** PROBLEM STATEMENT **
Report each line of the data that includes the word "components".
START DATASET EXCERPT
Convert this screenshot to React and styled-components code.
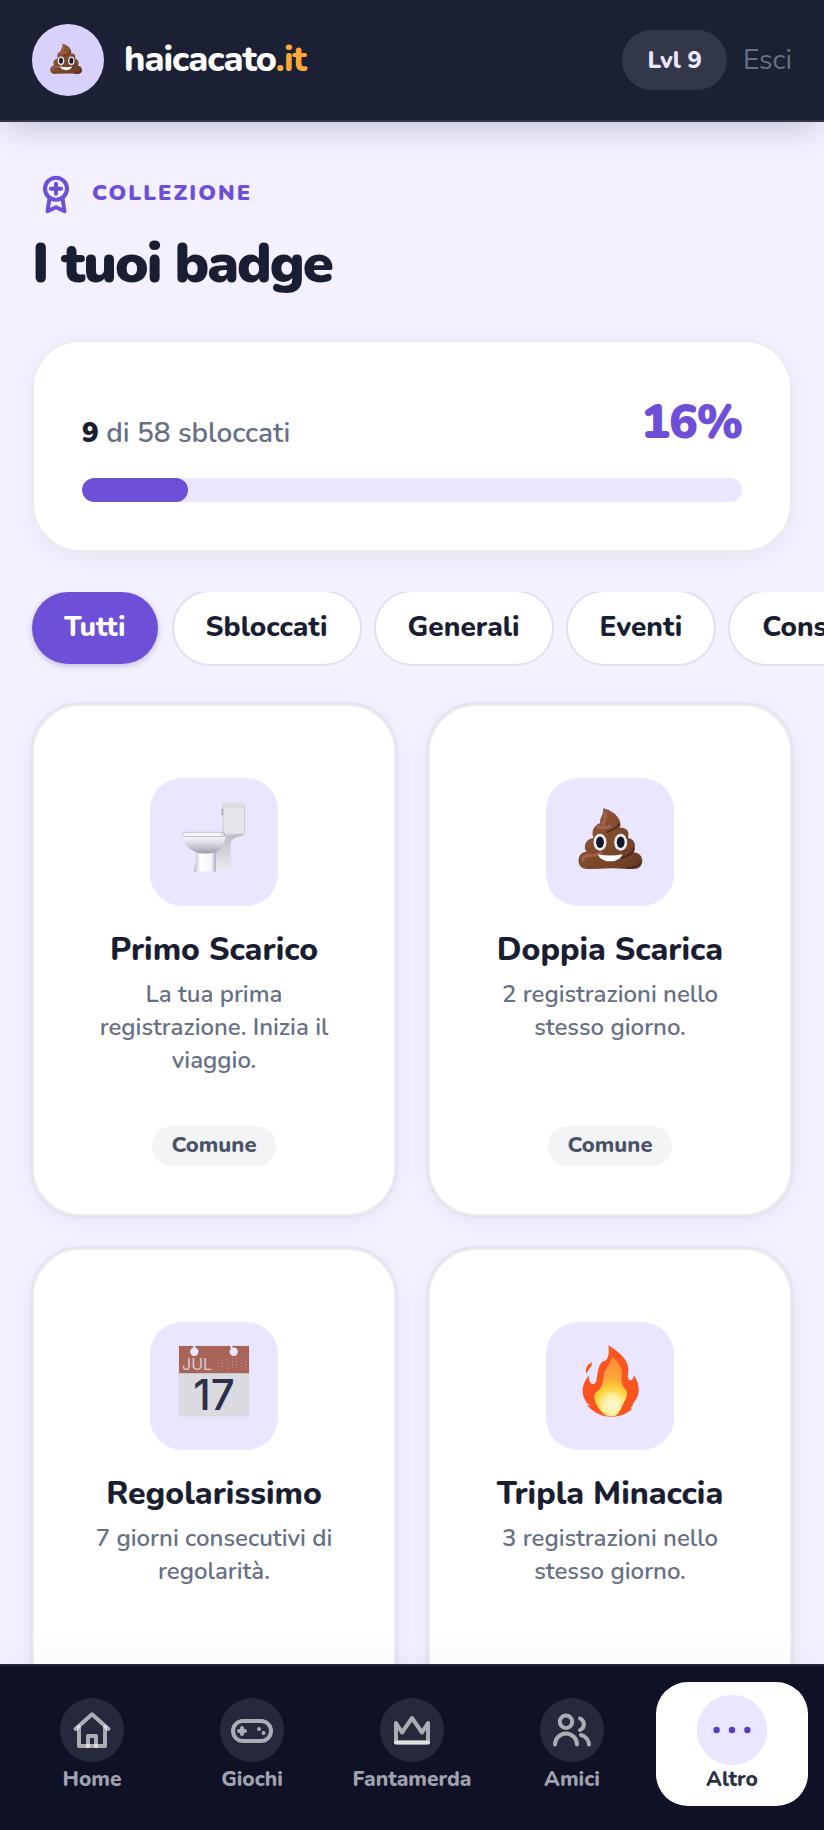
import React, { useState } from "react";
import styled, { createGlobalStyle, css } from "styled-components";

const GlobalStyle = createGlobalStyle`
  *, *::before, *::after { box-sizing: border-box; }
  body {
    margin: 0;
    background: #f3f1ff;
    color: #1a1e33;
    font-family: "Nunito", "Lato", "Open Sans", sans-serif;
    font-size: 28px;
    line-height: 40px;
  }
  button { font: inherit; color: inherit; border: 0; background: none; padding: 0; cursor: pointer; }
  h1, h2, p { margin: 0; }
  a { color: inherit; text-decoration: none; }
`;

const Shell = styled.div`
  height: 100vh;
  display: flex;
  flex-direction: column;
`;

const Header = styled.header`
  flex: none;
  z-index: 1;
  display: flex;
  align-items: center;
  justify-content: space-between;
  padding: 24px 32px;
  background: #1c2034;
  border-bottom: 2px solid #32364a;
  box-shadow: 0 12px 28px -6px rgba(15, 18, 38, 0.2);
`;

const Brand = styled.a`
  display: flex;
  align-items: center;
  gap: 20px;
  color: #fff;
  font-size: 36px;
  font-weight: 800;
  line-height: 42px;
  letter-spacing: -1px;
`;

const Avatar = styled.span`
  width: 72px;
  height: 72px;
  padding: 0 4px 4px 0;
  display: flex;
  align-items: center;
  justify-content: center;
  border-radius: 50%;
  background: #d8d1fb;
`;

const Accent = styled.span`
  color: #ffa93a;
`;

const Account = styled.div`
  display: flex;
  align-items: center;
  gap: 16px;
`;

const Level = styled.span`
  padding: 0 25px;
  border-radius: 30px;
  background: #33374a;
  color: #ebe7ff;
  font-size: 24px;
  font-weight: 800;
  line-height: 60px;
`;

const Logout = styled.button`
  && { color: #667085; }
`;

const Main = styled.main`
  flex: 1;
  min-height: 0;
  overflow-y: auto;
  scrollbar-width: none;
  padding: 48px 32px;
`;

const Eyebrow = styled.p`
  display: flex;
  align-items: flex-start;
  gap: 12px;
  color: #6d4fd8;
  font-size: 22px;
  font-weight: 900;
  line-height: 46px;
  letter-spacing: 2px;
  text-transform: uppercase;
`;

const Title = styled.h1`
  font-size: 56px;
  font-weight: 900;
  line-height: 64px;
  letter-spacing: -2px;
  margin: 14px 0 44px;
`;

const surface = css`
  background: #fff;
  border: 2px solid #ececee;
  border-radius: 48px;
`;

const ProgressCard = styled.section`
  ${surface}
  padding: 48px;
  box-shadow: 0 4px 20px rgba(26, 30, 51, 0.06);
`;

const ProgressHead = styled.div`
  display: flex;
  align-items: flex-end;
  justify-content: space-between;
  margin-bottom: 24px;
`;

const Count = styled.label`
  color: #667085;
  font-weight: 600;
  line-height: 42px;
  strong { color: #1a1e33; font-weight: 900; }
`;

const Percent = styled.span`
  color: #6d4fd8;
  font-size: 48px;
  font-weight: 900;
  line-height: 64px;
  letter-spacing: -1px;
`;

const Bar = styled.progress`
  display: block;
  width: 100%;
  height: 24px;
  appearance: none;
  border: 0;
  border-radius: 12px;
  background: #eae6ff;
  overflow: hidden;
  &::-webkit-progress-bar { background: #eae6ff; border-radius: 12px; }
  &::-webkit-progress-value { background: #6d4fd8; border-radius: 12px; }
`;

const Filters = styled.div`
  display: flex;
  gap: 16px;
  margin: 40px -32px 32px;
  padding: 0 32px 8px;
  overflow-x: auto;
  scrollbar-width: none;
`;

const Chip = styled.button`
  && {
    flex: none;
    padding: 0 32px 2px;
    border-radius: 36px;
    font-weight: 800;
    line-height: 70px;
    background: ${(p) => (p.$active ? "#6d4fd8" : "#fff")};
    color: ${(p) => (p.$active ? "#fff" : "#1a1e33")};
    box-shadow: ${(p) => (p.$active ? "0 2px 6px rgba(60, 40, 140, 0.25)" : "0 0 0 2px #e2dff0")};
  }
`;

const Grid = styled.div`
  display: grid;
  grid-template-columns: 1fr 1fr;
  gap: 32px;
`;

const BadgeCard = styled.article`
  ${surface}
  display: flex;
  flex-direction: column;
  align-items: center;
  padding: 72px 48px 48px;
  text-align: center;
  box-shadow: 0 0 0 2px #e5e2f2, 0 4px 20px rgba(26, 30, 51, 0.06);
`;

const Tile = styled.div`
  width: 128px;
  height: 128px;
  padding-bottom: 10px;
  display: flex;
  align-items: center;
  justify-content: center;
  border-radius: 32px;
  background: #eae6ff;
`;

const BadgeName = styled.h2`
  margin-top: 20px;
  font-size: 32px;
  font-weight: 800;
  line-height: 48px;
`;

const BadgeText = styled.p`
  min-height: 102px;
  margin: 4px 0 46px;
  color: #667085;
  font-size: 24px;
  font-weight: 600;
  line-height: 33px;
`;

const Rarity = styled.span`
  padding: 0 20px 2px;
  border-radius: 20px;
  background: #f3f4f6;
  color: #4b5167;
  font-size: 22px;
  font-weight: 800;
  line-height: 38px;
`;

const Nav = styled.nav`
  flex: none;
  z-index: 1;
  display: grid;
  grid-template-columns: repeat(5, minmax(0, 1fr));
  gap: 8px;
  padding: 16px 16px 24px;
  background: #0f1226;
  border-top: 2px solid #22263a;
  box-shadow: 0 -8px 32px rgba(15, 18, 38, 0.03);
`;

const NavIcon = styled.span`
  width: 64px;
  height: 64px;
  display: flex;
  align-items: center;
  justify-content: center;
  border-radius: 50%;
  background: #26293c;
`;

const NavLink = styled.a`
  display: flex;
  flex-direction: column;
  align-items: center;
  gap: 5px;
  padding: 16px 0 15px;
  border-radius: 32px;
  color: #a0a2ae;
  font-size: 21px;
  font-weight: 800;
  line-height: 24px;
  ${(p) =>
    p.$active &&
    css`
      background: #fff;
      color: #2b3148;
      ${NavIcon} { background: #eae6ff; transform: scale(1.1); }
    `}
`;

const Stroke = styled.svg`
  flex: none;
  fill: none;
  stroke: ${(p) => p.$color || "rgba(255, 255, 255, 0.62)"};
  stroke-width: 4;
  stroke-linecap: round;
  stroke-linejoin: round;
`;

const RibbonIcon = () => (
  <Stroke $color="#6d4fd8" width="48" height="48" viewBox="0 0 48 48" aria-hidden="true">
    <circle cx="24" cy="18.7" r="11" />
    <path d="M24 13.7v10M19 18.7h10M17.3 29.5 15.500 41.2l8.500-4 8.500 4-1.800-11.700" />
  </Stroke>
);

const HomeIcon = () => (
  <Stroke width="40" height="40" viewBox="0 0 40 40" aria-hidden="true">
    <path d="M3.5 19 20 4.3 36.5 19" />
    <path d="M7 17v19h26V17" />
    <path d="M16 36V26h8v10" />
  </Stroke>
);

const PadIcon = () => (
  <Stroke width="42" height="40" viewBox="-1 0 42 40" aria-hidden="true">
    <rect x="1" y="11" width="38" height="20" rx="10" />
    <path d="M7 21h6M10 18v6" />
    <path d="M27 19h.01M31.5 23h.01" />
  </Stroke>
);

const CrownIcon = () => (
  <Stroke width="40" height="40" viewBox="0 0 40 40" aria-hidden="true">
    <path d="M4 32.5V13l6 9.5L20 8l10 14.5L36 13v19.5z" />
    <path d="M4 32.5h32" />
  </Stroke>
);

const FriendsIcon = () => (
  <Stroke width="40" height="40" viewBox="0 0 40 40" aria-hidden="true">
    <circle cx="14" cy="11.7" r="6.2" />
    <path d="M3 34.5a11 11 0 0 1 22 0" />
    <path d="M28 8.5a6.2 6.2 0 0 1 0 11.5M29 25a10.500 10.500 0 0 1 8 9.500" />
  </Stroke>
);

const MoreIcon = () => (
  <svg width="40" height="40" viewBox="0 0 40 40" fill="#5a3cc6" aria-hidden="true">
    <circle cx="6" cy="20" r="2.9" />
    <circle cx="20" cy="20" r="2.9" />
    <circle cx="34" cy="20" r="2.9" />
  </svg>
);

const PoopArt = ({ size = 72 }) => (
  <svg width={size} height={size} viewBox="0 0 72 72" aria-hidden="true">
    <defs>
      <linearGradient id="poop" x1="0" y1="0" x2="1" y2="1">
        <stop offset="0" stopColor="#9c5a44" />
        <stop offset="0.5" stopColor="#7f4b2b" />
        <stop offset="1" stopColor="#643a24" />
      </linearGradient>
    </defs>
    <path
      fill="url(#poop)"
      d="M29 7.300C36 8.500 46.500 15 46.500 23.500q0 2-.7 3.300C51 26.200 54.500 29 54.500 33q0 2-.8 3.800C58 37.500 61 41 61 45q0 3-1.500 6.300C64.500 51.500 68.300 55 68.300 60c0 5-3.800 8-8.300 8-8 0-14-.8-22-.8S22 68 13 68c-5 0-8.500-3.500-8.500-8.500 0-5 3.500-8.700 8-8.700-1.500-2-2-4-1.500-6.300.6-4 4-7 8.500-7.500-2.500-6.500 0-12.500 6.800-15C25 17 30 14.500 29 7.300z"
    />
    <g fill="none" strokeLinecap="round">
      <path stroke="#b0695a" strokeWidth="3" opacity=".7" d="M31 12c1.500 4-1 7-1.500 11M24 26c5 1.500 9 .5 12-1M13 54c5 1 10 0 14-2M9 59c0-3 2-4 4-4" />
      <path stroke="#45261a" strokeWidth="2" opacity=".75" d="M45 23c-2 4-6 6-12 8M53 36c0 2-1 3-3 4M60 48c-1 4-6 7-12 9M66 62c-3 4-8 5-13 5" />
    </g>
    <ellipse cx="26" cy="41.300" rx="6.500" ry="8.500" fill="#eeeef2" />
    <ellipse cx="46.700" cy="41.300" rx="6.500" ry="8.500" fill="#eeeef2" />
    <ellipse cx="26" cy="41.300" rx="3.900" ry="5.700" fill="#15172b" />
    <ellipse cx="46.700" cy="41.300" rx="3.900" ry="5.700" fill="#15172b" />
    <path fill="#fff" d="M24 53.200q12.200 2.500 24.400 0c-1.500 4.800-6.500 7.100-12.200 7.100S25.500 58 24 53.200z" />
  </svg>
);

const ToiletArt = () => (
  <svg width="72" height="72" viewBox="0 0 72 72" aria-hidden="true">
    <defs>
      <linearGradient id="bowl" x1="0" y1="0" x2="0" y2="1">
        <stop offset="0" stopColor="#fafafc" />
        <stop offset="0.4" stopColor="#dcdce3" />
        <stop offset="1" stopColor="#9d9fae" />
      </linearGradient>
      <linearGradient id="foot" x1="0" y1="0" x2="1" y2="0">
        <stop offset="0" stopColor="#b4b5c0" />
        <stop offset="0.3" stopColor="#fff" />
        <stop offset="0.75" stopColor="#f6f6f8" />
        <stop offset="1" stopColor="#9da0ae" />
      </linearGradient>
      <linearGradient id="rear" x1="0" y1="0" x2="0" y2="1">
        <stop offset="0" stopColor="#b9bbc6" />
        <stop offset="1" stopColor="#ececf0" />
      </linearGradient>
    </defs>
    <path fill="url(#rear)" d="M40 35 66.500 32.500c-1 2-3 2.600-6 3.200-5.500 1.200-8 4-8 9 0 10 1 18 3.300 25.500H38z" />
    <path fill="#e6e6ea" stroke="#c9cad2" strokeWidth="1" d="M45 6h21.500v24.500q0 2.500-2.500 2.500H45z" />
    <rect x="43.700" y="1.500" width="24" height="4.500" rx="1.500" fill="#dcdde2" />
    <path stroke="#a5a7b3" strokeWidth="1.500" d="M44.300 7.500v6.500" />
    <path fill="url(#foot)" d="M18 48h21c-1.200 7-1.200 15-.8 22.500H15.500C17.500 63 18 56 18 48z" />
    <path fill="url(#bowl)" d="M5 35h42.500c-.5 7-4 13-10 16-6 2-14 2-20 0C9.500 47.500 5 42 5 35z" />
    <rect x="5" y="31.300" width="41.500" height="4.200" rx="2.100" fill="#f6f6f9" stroke="#b5b7c3" strokeWidth=".8" />
    <circle cx="45.500" cy="34" r="1.500" fill="#fff" stroke="#8e91a1" strokeWidth=".7" />
  </svg>
);

const CalendarArt = () => (
  <svg width="72" height="72" viewBox="0 0 72 72" aria-hidden="true">
    <rect x=".5" y=".5" width="71" height="71" fill="#dbdae0" />
    <rect x="1" y="1" width="70" height="27" fill="#a9645a" />
    <path stroke="#c4c4cc" d="M.5 28.500h71" />
    <path stroke="#eae6ff" strokeWidth="2" d="M16.300 0v5M52.500 0l2 5" />
    <circle cx="16.300" cy="6.700" r="4.200" fill="#eae6ff" />
    <circle cx="55.700" cy="6.700" r="4.200" fill="#eae6ff" />
    <path stroke="#c79a98" strokeWidth="1" strokeDasharray="1 2" d="M40.500 18v7M44.500 15v10M49.500 14v11M54.500 13v12M58.500 13v12M63.500 15v10M67.500 13v12" />
    <text x="4" y="24.500" fontFamily="Inter, sans-serif" fontSize="16" fill="#d6ccd4">JUL</text>
    <text x="36" y="64.500" textAnchor="middle" fontFamily="Inter, sans-serif" fontSize="42" fontWeight="500" fill="#2c304a">17</text>
  </svg>
);

const FlameArt = () => (
  <svg width="72" height="72" viewBox="0 0 72 72" aria-hidden="true">
    <defs>
      <radialGradient id="core" cx="38" cy="60" r="50" gradientUnits="userSpaceOnUse">
        <stop offset="0" stopColor="#fbf6dc" />
        <stop offset="0.180" stopColor="#fff0a0" />
        <stop offset="0.340" stopColor="#ffd03a" />
        <stop offset="0.550" stopColor="#ffa53c" />
        <stop offset="1" stopColor="#ff8a30" />
      </radialGradient>
    </defs>
    <path
      fill="#fb541f"
      d="M34.300.3C44 6.500 53 13 54.300 23c.4 4-1.300 8 .2 11 2.500 3 5.500 0 5.300-4.300C63 35 65 40 64.700 46c-.3 5-2.500 8.500-5.700 12.500l-.8 3.500-2 .5 1.800 1.500C52 69.500 45 71.700 38 71.700c-9 0-17-3-23.300-9.700l-2.200-1.500 3.500.5C11 56.500 8.300 51 8.700 45c.3-6 3-10.500 6.200-14.700-.6 5.700 2 9 4.800 9 3.300-1.300 3-6 3.800-11 .8-5 2-8.500 4.500-11.600 5-.2 8-4.700 6.300-16.400z"
    />
    <path fill="#fb541f" d="M17.700 17.300c1 5-3.700 6.200-5 11.500-2.200-5 .8-9.300 5-11.500z" />
    <path
      fill="url(#core)"
      d="M38 11.500C47 19 49 25 47.500 33c-.4 4 1 8.500 4 11.500 2.500 2 2 7-.5 11-3.500 6-5 12-9 15q-5 1.500-10 0C27 67 22 61 20.500 54c-.5-3-.3-5 1.500-7 5-2.500 7-8 7.300-14 .3-8 6.700-12 8.700-21.500z"
    />
  </svg>
);

const filters = ["Tutti", "Sbloccati", "Generali", "Eventi", "Consistenza"];

const badges = [
  { name: "Primo Scarico", text: "La tua prima registrazione. Inizia il viaggio.", rarity: "Comune", Art: ToiletArt },
  { name: "Doppia Scarica", text: "2 registrazioni nello stesso giorno.", rarity: "Comune", Art: PoopArt },
  { name: "Regolarissimo", text: "7 giorni consecutivi di regolarità.", rarity: "Comune", Art: CalendarArt },
  { name: "Tripla Minaccia", text: "3 registrazioni nello stesso giorno.", rarity: "Comune", Art: FlameArt },
];

const links = [
  { label: "Home", Icon: HomeIcon },
  { label: "Giochi", Icon: PadIcon },
  { label: "Fantamerda", Icon: CrownIcon },
  { label: "Amici", Icon: FriendsIcon },
  { label: "Altro", Icon: MoreIcon, active: true },
];

export default function App() {
  const [filter, setFilter] = useState("Tutti");
  return (
    <Shell>
      <GlobalStyle />
      <Header>
        <Brand href="#home">
          <Avatar><PoopArt size={36} /></Avatar>
          <span>haicacato<Accent>.it</Accent></span>
        </Brand>
        <Account>
          <Level>Lvl 9</Level>
          <Logout type="button">Esci</Logout>
        </Account>
      </Header>
      <Main>
        <Eyebrow><RibbonIcon />Collezione</Eyebrow>
        <Title>I tuoi badge</Title>
        <ProgressCard>
          <ProgressHead>
            <Count htmlFor="unlocked"><strong>9</strong> di 58 sbloccati</Count>
            <Percent>16%</Percent>
          </ProgressHead>
          <Bar id="unlocked" value="16" max="100" />
        </ProgressCard>
        <Filters>
          {filters.map((name) => (
            <Chip key={name} type="button" $active={name === filter} aria-pressed={name === filter} onClick={() => setFilter(name)}>
              {name}
            </Chip>
          ))}
        </Filters>
        <Grid>
          {badges.map(({ name, text, rarity, Art }) => (
            <BadgeCard key={name}>
              <Tile><Art /></Tile>
              <BadgeName>{name}</BadgeName>
              <BadgeText>{text}</BadgeText>
              <Rarity>{rarity}</Rarity>
            </BadgeCard>
          ))}
        </Grid>
      </Main>
      <Nav>
        {links.map(({ label, Icon, active }) => (
          <NavLink key={label} href={`#${label.toLowerCase()}`} $active={active} aria-current={active ? "page" : undefined}>
            <NavIcon><Icon /></NavIcon>
            {label}
          </NavLink>
        ))}
      </Nav>
    </Shell>
  );
}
END DATASET EXCERPT
** EXERCISE RESULT **
Convert this screenshot to React and styled-components code.
import styled, { createGlobalStyle, css } from "styled-components";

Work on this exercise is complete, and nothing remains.